======== Given data ========
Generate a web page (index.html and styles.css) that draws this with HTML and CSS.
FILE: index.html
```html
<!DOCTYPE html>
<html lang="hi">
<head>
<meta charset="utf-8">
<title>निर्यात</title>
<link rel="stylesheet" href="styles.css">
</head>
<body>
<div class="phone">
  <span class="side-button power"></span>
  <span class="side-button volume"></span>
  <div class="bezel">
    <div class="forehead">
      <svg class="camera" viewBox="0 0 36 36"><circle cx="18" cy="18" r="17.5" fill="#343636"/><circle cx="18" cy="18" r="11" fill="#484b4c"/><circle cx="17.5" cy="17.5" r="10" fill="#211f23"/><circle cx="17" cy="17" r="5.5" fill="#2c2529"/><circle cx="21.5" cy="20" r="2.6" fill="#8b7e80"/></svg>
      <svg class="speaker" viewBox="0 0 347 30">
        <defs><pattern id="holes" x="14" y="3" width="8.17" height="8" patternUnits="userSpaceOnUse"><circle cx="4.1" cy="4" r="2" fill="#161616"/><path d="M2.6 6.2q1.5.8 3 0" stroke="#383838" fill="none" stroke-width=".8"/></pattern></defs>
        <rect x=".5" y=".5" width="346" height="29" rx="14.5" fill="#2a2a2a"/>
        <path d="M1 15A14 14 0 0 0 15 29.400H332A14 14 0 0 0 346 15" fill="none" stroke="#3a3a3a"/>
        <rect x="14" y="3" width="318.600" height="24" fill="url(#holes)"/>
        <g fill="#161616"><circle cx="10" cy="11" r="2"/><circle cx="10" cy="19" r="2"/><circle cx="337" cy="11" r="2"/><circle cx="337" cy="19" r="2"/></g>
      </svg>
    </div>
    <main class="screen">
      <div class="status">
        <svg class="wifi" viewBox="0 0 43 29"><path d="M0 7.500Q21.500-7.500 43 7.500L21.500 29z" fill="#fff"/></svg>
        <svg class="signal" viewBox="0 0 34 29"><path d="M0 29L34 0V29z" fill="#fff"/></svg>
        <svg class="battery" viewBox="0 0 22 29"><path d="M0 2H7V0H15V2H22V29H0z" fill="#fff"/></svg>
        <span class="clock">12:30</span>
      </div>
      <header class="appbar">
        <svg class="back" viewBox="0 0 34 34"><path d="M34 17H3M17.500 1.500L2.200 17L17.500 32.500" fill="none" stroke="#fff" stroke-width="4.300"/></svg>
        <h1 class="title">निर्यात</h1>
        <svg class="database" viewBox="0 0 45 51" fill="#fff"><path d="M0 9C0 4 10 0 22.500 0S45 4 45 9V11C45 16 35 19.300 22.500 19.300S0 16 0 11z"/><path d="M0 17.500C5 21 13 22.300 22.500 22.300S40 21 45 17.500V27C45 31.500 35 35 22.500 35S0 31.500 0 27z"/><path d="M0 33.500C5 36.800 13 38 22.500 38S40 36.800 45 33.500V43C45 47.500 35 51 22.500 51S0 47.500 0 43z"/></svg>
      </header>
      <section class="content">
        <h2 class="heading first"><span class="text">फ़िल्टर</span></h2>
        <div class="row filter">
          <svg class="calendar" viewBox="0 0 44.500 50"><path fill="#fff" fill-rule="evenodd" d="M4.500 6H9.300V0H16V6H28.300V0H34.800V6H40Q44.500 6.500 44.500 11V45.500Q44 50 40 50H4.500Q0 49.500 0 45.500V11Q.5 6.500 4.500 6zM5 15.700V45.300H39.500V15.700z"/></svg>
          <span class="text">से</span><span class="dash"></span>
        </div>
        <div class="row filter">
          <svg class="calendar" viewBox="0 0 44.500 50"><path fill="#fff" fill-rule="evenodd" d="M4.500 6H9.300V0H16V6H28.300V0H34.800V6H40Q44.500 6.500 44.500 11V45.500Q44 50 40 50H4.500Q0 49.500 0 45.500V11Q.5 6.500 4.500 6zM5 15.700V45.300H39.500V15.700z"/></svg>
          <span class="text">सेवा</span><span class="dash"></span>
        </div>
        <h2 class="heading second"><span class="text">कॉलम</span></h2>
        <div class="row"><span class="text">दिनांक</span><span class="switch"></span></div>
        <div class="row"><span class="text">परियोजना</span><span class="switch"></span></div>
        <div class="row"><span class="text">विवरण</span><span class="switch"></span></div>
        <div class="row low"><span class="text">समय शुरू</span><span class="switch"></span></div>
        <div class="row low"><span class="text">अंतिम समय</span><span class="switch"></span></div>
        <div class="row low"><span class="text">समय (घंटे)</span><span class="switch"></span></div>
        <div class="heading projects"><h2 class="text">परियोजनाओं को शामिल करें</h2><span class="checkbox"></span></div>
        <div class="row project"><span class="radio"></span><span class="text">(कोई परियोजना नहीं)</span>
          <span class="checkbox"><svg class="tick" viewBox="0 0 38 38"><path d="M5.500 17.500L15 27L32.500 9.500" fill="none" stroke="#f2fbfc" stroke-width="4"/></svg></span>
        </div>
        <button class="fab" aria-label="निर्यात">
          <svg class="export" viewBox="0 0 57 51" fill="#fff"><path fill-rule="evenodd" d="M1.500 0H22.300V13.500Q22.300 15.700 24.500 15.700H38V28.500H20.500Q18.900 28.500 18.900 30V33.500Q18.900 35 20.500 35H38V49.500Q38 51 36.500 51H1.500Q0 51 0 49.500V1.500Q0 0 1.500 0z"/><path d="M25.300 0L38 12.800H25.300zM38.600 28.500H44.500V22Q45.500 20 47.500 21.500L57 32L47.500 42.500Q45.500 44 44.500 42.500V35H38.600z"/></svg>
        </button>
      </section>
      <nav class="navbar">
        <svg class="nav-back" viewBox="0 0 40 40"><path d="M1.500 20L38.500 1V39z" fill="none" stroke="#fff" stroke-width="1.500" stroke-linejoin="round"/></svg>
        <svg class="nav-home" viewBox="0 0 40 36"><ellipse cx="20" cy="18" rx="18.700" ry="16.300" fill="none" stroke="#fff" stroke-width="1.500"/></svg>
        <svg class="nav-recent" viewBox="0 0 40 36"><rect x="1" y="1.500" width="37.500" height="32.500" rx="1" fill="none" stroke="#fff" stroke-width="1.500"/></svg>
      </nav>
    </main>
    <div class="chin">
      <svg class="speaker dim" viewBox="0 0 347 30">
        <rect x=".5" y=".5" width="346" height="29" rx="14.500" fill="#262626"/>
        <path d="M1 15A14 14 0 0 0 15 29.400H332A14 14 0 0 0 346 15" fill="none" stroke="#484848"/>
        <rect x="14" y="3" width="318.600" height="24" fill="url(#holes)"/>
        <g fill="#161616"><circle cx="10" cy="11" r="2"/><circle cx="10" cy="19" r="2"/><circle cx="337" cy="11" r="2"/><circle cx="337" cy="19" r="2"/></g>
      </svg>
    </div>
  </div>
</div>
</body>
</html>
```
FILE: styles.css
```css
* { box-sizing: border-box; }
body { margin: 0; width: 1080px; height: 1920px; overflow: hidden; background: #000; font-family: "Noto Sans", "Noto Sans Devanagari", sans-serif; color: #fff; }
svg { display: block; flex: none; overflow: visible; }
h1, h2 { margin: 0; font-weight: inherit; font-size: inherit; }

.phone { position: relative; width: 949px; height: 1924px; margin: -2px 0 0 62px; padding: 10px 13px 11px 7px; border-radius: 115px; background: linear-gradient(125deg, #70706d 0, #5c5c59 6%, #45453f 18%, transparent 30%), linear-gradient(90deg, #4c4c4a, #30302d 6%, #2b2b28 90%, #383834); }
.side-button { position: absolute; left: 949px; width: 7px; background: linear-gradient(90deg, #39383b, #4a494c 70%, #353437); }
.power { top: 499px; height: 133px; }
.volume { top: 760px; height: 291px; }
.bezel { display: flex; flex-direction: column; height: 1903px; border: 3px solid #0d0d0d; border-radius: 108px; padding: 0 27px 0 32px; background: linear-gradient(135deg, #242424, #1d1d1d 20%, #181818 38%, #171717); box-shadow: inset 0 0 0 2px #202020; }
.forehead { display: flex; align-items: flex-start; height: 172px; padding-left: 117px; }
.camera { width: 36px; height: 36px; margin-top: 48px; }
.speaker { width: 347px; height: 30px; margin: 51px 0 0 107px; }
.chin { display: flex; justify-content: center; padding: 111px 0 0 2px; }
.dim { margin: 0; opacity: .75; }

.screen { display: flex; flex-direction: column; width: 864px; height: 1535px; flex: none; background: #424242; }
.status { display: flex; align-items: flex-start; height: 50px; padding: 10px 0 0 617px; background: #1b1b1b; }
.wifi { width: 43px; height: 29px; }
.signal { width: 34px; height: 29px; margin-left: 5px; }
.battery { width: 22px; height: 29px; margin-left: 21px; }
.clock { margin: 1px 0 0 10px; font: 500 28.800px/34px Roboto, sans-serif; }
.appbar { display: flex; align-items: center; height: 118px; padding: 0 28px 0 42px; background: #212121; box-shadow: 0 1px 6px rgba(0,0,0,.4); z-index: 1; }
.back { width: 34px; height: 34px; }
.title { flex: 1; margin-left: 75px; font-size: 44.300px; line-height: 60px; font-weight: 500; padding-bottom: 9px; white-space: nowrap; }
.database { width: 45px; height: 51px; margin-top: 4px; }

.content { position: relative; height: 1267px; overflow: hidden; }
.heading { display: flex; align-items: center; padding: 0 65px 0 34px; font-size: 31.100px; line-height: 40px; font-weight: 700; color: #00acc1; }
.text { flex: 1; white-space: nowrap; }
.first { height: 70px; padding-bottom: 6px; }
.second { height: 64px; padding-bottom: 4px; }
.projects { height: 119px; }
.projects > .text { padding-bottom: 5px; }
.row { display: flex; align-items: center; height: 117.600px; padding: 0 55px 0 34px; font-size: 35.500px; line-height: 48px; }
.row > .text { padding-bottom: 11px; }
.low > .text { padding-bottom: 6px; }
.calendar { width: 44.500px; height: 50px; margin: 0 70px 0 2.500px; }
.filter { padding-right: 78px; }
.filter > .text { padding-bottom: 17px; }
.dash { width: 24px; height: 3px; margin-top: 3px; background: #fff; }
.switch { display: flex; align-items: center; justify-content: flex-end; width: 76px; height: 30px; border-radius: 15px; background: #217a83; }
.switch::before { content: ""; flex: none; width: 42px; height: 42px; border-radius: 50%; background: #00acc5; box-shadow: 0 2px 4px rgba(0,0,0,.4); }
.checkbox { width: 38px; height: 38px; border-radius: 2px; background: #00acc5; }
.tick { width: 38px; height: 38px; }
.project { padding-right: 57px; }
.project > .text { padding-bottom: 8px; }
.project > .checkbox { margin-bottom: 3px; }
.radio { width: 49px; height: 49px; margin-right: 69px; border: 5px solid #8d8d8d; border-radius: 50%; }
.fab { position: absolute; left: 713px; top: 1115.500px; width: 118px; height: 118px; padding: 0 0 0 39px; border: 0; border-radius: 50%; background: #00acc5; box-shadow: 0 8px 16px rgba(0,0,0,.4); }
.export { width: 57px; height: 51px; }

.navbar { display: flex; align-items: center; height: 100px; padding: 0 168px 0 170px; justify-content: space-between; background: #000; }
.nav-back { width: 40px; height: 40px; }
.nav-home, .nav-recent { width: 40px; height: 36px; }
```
========
======== Given data ========
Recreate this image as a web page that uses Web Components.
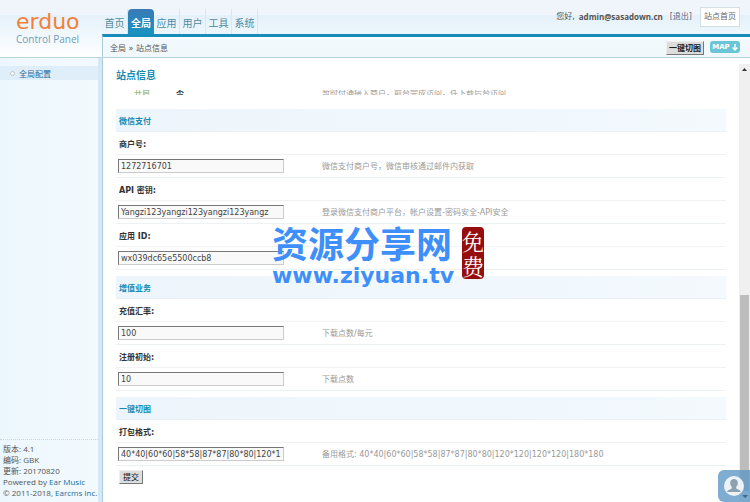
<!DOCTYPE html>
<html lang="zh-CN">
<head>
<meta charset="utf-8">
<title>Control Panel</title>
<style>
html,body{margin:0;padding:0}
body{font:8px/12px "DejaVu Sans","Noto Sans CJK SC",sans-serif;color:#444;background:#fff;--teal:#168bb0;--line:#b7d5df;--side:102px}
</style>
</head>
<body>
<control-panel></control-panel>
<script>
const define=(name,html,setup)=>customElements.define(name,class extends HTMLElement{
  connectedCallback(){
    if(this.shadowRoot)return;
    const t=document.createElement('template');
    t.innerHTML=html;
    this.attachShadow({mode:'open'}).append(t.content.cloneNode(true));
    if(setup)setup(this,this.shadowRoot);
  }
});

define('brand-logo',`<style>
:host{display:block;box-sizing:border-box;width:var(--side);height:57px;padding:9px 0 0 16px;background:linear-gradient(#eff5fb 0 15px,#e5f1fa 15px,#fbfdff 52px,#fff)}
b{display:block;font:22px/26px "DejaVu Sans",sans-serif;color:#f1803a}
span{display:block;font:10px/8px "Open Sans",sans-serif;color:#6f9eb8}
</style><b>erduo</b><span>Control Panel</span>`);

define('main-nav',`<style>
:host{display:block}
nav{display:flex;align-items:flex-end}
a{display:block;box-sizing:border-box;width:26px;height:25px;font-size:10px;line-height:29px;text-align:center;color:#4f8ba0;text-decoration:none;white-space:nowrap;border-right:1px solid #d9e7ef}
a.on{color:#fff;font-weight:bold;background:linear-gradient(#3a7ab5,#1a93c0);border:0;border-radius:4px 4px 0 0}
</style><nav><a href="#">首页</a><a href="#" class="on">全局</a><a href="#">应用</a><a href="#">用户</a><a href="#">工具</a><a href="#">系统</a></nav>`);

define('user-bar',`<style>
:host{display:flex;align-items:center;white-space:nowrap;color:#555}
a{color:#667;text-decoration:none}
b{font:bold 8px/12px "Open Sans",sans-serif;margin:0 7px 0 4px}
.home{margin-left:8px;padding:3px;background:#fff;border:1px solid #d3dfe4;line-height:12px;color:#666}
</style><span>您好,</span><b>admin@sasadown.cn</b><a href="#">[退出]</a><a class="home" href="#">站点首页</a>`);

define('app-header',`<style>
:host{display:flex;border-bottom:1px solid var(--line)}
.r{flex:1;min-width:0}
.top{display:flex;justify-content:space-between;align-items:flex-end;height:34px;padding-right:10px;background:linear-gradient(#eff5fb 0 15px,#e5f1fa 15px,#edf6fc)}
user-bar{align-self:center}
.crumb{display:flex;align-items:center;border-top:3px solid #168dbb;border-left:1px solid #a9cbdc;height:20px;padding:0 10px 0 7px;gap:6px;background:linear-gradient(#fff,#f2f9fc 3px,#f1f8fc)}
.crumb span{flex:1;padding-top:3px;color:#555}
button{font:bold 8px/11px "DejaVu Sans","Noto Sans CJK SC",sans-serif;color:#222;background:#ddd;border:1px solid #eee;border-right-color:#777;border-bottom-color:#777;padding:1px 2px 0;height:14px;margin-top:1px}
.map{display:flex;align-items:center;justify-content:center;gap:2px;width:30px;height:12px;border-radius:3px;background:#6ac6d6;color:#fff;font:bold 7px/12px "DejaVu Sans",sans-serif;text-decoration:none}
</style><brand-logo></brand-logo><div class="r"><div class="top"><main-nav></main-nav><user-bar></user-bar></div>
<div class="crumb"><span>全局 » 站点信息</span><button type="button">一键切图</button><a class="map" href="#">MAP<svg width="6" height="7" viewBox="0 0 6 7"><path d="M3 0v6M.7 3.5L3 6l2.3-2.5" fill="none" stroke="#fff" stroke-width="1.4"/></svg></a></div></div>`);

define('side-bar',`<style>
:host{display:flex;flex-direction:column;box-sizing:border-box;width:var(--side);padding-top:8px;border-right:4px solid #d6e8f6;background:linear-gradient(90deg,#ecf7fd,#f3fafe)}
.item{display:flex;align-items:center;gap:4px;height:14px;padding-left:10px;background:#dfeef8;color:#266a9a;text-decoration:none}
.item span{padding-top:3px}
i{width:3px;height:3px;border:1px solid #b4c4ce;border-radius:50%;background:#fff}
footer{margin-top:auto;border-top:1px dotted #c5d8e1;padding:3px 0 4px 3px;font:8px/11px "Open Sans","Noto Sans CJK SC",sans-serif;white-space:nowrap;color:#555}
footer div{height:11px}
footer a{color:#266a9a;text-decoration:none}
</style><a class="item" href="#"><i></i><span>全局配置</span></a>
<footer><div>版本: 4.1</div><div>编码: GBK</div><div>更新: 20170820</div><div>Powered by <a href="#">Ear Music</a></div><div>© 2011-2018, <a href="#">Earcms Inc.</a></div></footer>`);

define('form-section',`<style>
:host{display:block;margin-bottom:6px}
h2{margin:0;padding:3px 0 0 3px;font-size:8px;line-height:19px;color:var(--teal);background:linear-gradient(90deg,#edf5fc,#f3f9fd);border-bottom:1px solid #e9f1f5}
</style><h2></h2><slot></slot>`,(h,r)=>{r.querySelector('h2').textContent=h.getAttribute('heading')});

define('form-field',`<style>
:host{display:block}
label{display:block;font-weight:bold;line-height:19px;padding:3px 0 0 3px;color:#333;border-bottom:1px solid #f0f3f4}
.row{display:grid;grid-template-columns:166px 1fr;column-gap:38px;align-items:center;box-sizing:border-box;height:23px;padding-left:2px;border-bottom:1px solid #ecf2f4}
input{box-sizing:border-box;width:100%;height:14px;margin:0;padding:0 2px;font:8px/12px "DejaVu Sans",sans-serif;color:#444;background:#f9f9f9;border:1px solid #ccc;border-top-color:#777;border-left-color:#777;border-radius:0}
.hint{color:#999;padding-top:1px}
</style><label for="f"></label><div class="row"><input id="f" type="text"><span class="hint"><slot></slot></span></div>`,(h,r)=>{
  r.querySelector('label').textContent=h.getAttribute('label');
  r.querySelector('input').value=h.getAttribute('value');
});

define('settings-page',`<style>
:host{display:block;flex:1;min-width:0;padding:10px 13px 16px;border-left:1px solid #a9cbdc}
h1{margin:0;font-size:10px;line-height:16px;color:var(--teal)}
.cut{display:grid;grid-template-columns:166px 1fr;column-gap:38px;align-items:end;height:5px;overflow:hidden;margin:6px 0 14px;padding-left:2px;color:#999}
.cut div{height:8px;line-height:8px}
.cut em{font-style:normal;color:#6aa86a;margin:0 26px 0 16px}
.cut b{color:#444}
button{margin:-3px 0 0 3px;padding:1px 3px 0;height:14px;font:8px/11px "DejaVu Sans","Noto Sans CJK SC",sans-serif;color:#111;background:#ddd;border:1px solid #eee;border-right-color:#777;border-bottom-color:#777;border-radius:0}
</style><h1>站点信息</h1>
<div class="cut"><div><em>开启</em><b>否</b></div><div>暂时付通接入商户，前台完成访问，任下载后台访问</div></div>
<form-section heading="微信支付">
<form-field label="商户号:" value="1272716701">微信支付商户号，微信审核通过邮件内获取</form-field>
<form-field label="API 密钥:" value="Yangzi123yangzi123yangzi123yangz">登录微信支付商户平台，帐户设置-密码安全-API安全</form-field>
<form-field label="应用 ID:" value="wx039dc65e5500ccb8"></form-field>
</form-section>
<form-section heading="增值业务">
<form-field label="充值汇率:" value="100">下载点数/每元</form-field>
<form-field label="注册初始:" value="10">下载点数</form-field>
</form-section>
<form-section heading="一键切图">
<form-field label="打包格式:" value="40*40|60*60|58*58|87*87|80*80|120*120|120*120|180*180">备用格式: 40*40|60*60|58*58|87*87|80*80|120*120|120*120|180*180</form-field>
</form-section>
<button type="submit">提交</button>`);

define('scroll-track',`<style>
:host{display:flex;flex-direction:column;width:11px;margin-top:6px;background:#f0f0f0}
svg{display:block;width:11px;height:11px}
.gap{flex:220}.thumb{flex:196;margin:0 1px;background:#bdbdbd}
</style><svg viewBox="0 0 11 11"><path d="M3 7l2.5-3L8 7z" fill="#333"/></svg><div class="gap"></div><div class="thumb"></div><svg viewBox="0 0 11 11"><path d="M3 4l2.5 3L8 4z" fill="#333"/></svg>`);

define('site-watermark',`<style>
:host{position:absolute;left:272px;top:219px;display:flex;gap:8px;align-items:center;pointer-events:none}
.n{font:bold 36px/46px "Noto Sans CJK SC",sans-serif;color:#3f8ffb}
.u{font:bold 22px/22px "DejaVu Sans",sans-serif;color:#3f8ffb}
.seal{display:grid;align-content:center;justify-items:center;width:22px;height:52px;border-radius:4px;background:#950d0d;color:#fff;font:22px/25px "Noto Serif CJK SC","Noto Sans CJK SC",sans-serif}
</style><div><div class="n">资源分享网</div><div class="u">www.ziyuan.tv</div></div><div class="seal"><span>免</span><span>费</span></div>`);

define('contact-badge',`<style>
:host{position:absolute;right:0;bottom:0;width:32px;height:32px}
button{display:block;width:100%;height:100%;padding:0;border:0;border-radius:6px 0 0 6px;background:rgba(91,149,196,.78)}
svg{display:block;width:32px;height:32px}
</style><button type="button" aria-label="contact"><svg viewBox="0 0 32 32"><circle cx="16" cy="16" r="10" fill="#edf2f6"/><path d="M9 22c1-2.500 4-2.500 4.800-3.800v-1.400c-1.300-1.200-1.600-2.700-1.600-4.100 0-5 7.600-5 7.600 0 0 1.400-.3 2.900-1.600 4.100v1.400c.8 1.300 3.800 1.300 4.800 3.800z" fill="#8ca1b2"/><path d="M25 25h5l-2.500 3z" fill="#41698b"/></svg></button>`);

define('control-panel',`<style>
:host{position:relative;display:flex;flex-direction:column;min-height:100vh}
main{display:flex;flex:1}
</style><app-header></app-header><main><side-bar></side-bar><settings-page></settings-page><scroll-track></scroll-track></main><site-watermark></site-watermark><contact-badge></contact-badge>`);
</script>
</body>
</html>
========
Instructions for the task = Go through the entries and return each line where the word "index" appears.

Output of the exercise =
Generate a web page (index.html and styles.css) that draws this with HTML and CSS.
FILE: index.html
.appbar { display: flex; align-items: center; height: 118px; padding: 0 28px 0 42px; background: #212121; box-shadow: 0 1px 6px rgba(0,0,0,.4); z-index: 1; }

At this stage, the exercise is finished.